• EXERCISE:
Find each line with the word "table" and copy it.
===== DATA BLOCK
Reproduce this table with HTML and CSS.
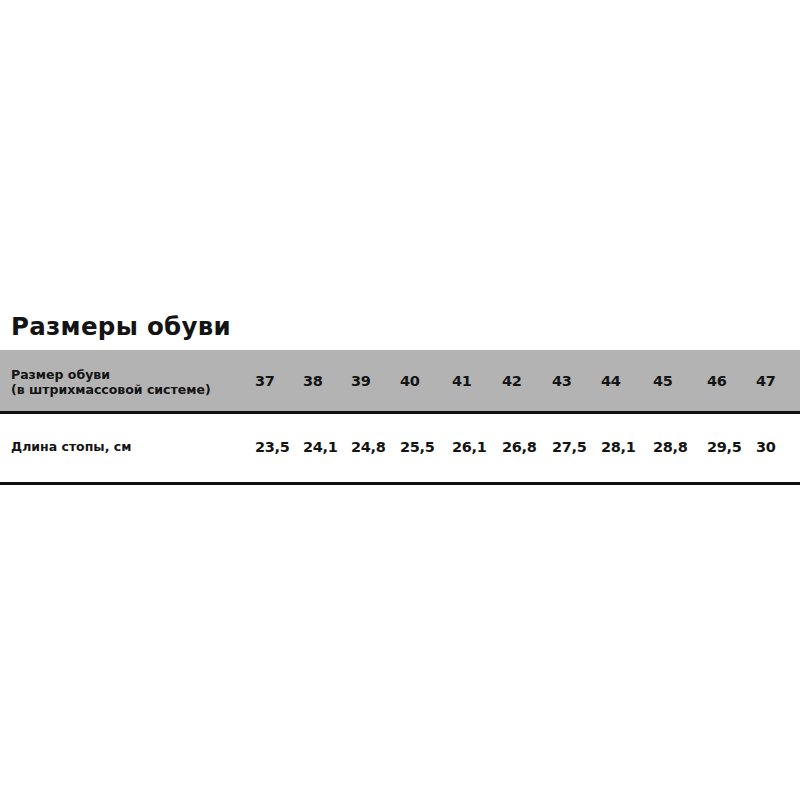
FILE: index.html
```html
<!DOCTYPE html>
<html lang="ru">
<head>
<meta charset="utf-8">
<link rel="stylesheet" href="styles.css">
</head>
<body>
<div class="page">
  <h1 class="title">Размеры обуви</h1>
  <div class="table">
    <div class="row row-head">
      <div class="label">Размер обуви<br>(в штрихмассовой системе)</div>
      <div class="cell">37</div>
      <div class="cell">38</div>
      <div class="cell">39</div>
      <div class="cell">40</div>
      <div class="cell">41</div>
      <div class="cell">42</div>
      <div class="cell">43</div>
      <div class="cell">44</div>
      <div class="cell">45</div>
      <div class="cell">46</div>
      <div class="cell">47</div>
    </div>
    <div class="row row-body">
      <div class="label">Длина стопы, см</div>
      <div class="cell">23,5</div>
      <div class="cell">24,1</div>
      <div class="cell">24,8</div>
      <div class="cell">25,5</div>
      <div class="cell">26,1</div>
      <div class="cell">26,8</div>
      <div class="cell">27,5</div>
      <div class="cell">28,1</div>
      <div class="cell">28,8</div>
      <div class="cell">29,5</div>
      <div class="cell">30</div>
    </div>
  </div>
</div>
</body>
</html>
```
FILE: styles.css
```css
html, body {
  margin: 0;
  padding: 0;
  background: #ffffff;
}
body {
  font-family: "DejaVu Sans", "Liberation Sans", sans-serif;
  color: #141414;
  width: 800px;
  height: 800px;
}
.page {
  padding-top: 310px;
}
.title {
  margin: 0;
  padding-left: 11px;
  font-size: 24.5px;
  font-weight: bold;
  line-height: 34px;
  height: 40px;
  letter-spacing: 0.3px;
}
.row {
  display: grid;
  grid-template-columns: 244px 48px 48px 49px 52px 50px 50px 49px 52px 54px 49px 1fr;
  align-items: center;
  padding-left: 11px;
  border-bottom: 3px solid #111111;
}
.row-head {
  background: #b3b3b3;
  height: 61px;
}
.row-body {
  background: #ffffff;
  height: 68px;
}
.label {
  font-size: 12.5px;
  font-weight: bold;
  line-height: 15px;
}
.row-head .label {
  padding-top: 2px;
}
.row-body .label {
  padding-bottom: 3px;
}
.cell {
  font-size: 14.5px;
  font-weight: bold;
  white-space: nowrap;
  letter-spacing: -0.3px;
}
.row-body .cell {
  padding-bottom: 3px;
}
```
==========
• COMPLETED TASK:
Reproduce this table with HTML and CSS.
  <div class="table">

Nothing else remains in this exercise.